Previous to final hearing, the court on its own motion struck from the files the petition of Andrew Emerine, Jr. Upon final hearing, without a jury, Tarault’s insolvency was admitted. The court, while intimating doubts as to the bona fidcs of the claim of Alonzo Emerine, found it unnecessary to determine- that question, as it held that the assailed conveyance was not an act of bankruptcy.
[1] In the view we take of the case, it is unnecessary to consider the question whether the conveyance attacked was preferential or fraudulent, for the fact of three competent petitioning creditors does not satisfactorily appear. The claim of Andrew Emerine, Jr., was characterized by the District Court as for “a notary fee incurred in a verification of pleadings in the case out of which such judgment grew, and which was assigned by the notary since the beginning of this case for the purpose of creating a new creditor.” We find nothing in the record disturbing the correctness of this statement of fact. The court properly refused to sanction such proceeding; for, passing the question of the notary’s power to assign his right to receive the notary’s fee, which was part of a judgment, not in his favor, but in favor of the party to whom the notarial service was rendered, we think it clear that the purchaser of a claim bought after the filing of the petition in bankruptcy, and for the purpose of creating an additional creditor, cannot be counted in making up the statutory number. Loveland on Bankruptcy (4th Ed.) p. 383; Stroheim v. Perry & Whitney Co. (C. C. A. 1) 175 Fed. 52, 99 C. C. A. 68.
“Xes. Well, X was buying it. I do not know that it was suggested by my father.”
The District Judge, who personally heard all the testimony given on both hearings, says in his’ opinion upon final hearing that:
“The testimony of Alonzo Emerine, taken on the first occasion, tends to suggest his holding of the note and mortgage upon which his intervening petition is based is in the interest of his father, the original petitioning creditor.”
Upon final hearing, when the bona fides of his holding was in issue, to the question of his counsel, “I will ask you if you are the owner of a $4,000 mortgage purchased by you from the Oak Harbor State Bank?” he answered, “I am;” and to the question, “Are you still the owner of that?” he answered, “Yes, sir.” On cross-examination, he said that with respect to the levy he acted at his father’s direction and in his behalf; that “then I counseled with him, talked with him about buying this’mortgage”; that he told his father about the result of the examination of the records and about the mortgage, talked it over with his father, and then (at a later date) went to the bank and bought the mortgage. In view of his relations to his father and to the transaction in question, his previous testimony, the issue later raised as to the bona fides of his status as creditor, and the entire history of the case, we think a burden practically rested upon him to show definitely that his holding of the mortgage, when bankruptcy intervened, was not in his father’s interest.
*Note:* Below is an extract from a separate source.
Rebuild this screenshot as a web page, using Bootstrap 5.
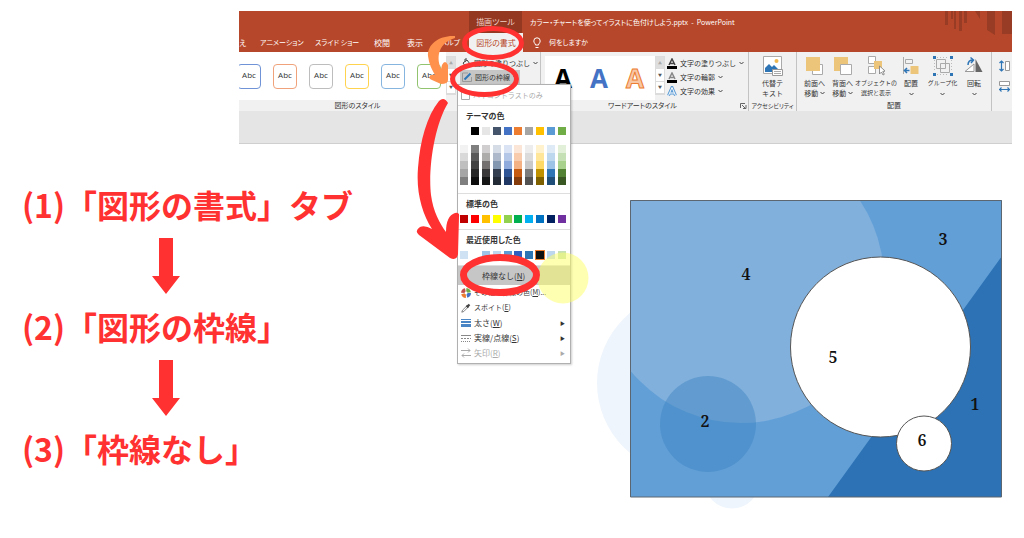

This burden was apparently recognized, for the second question asked him upon final hearing was the one we have first quoted above. We think his testimony does not fairly sustain the
[3] Another aspect of the case leads to the same result. Section 56b of the Bankruptcy Act provides that claims which are secured or have priority shall not “be counted in computing either the number of creditors or the amount of their claims, unless the amount of such claims exceeds the value of such securities, and then only for such excess.” Accordingly secured creditors may be counted as petitioning creditors to the extent of their provable claims in excess "of the value of the securities held, but only to such extent. Loveland on Bankruptcy (4th Ed.) §§ 186, 187, and 282; Remington on Bankruptcy, vol. 1, p. 175, § 220; In re Sampter (C. C. A. 2) 170 Fed. 938, 96 C. C. A. 98; In re Quinn (C. C. A. 8) 165 Fed. 144, 91 C. C. A. 178; In re Smith (D. C.) 176 Fed. 434. The intervening petition of Alonzo Emerine did not waive the right to the mortgage security, but expressly reserved it. The only allegation respecting the value of the mortgage security is this:
“That the said 397 acres of land above set forth as security, as this intervening petitioner is informed, may not be sufficient to secure said claim, for the reason of the defect in and clouds upon the title to said land securing said mortgage; and it may be necessary for intervening petitioner to not only prove but have allowed in this court any deficiency existing in his favor against the said Joseph Tarault, after the said land has been subjected to payment of the amount due intervening petitioner herein upon said mortgage.”
[4] There is apparently a distinction between the proving of a claim under section 57a of the Bankruptcy Act and its allowance under section 57c, resulting in the right to prove a secured claim when the ultimate necessity for its allowance appears reasonably possible, even though it may turn out to be unnecessary because the security proves adequate to pay the debt in full. See In re Hornstein (D. C.) 122 Fed. 266, 277; In re Stansell, Fed. Cas. No. 13,293; In re Ashland Steel Co. (C. C. A. 6) 168 Fed. 679, 681, 94 C. C. A. 165; Courtney v. Fidelity Trust Co., 219 Fed. 57, 134 C. C. A. 595, decided by this court December 18, 1914. The answer of the alleged bankrupt to the intervening petition in question denied, among other things, that “said intervening petitioner has any claim against him, and that he is a creditor of his,” and alleged that at the time of the filing of the petition the intervener “was not entitled to demand from him the sum of $4,000 on
The judgment of the. District Court is accordingly affirmed, with costs.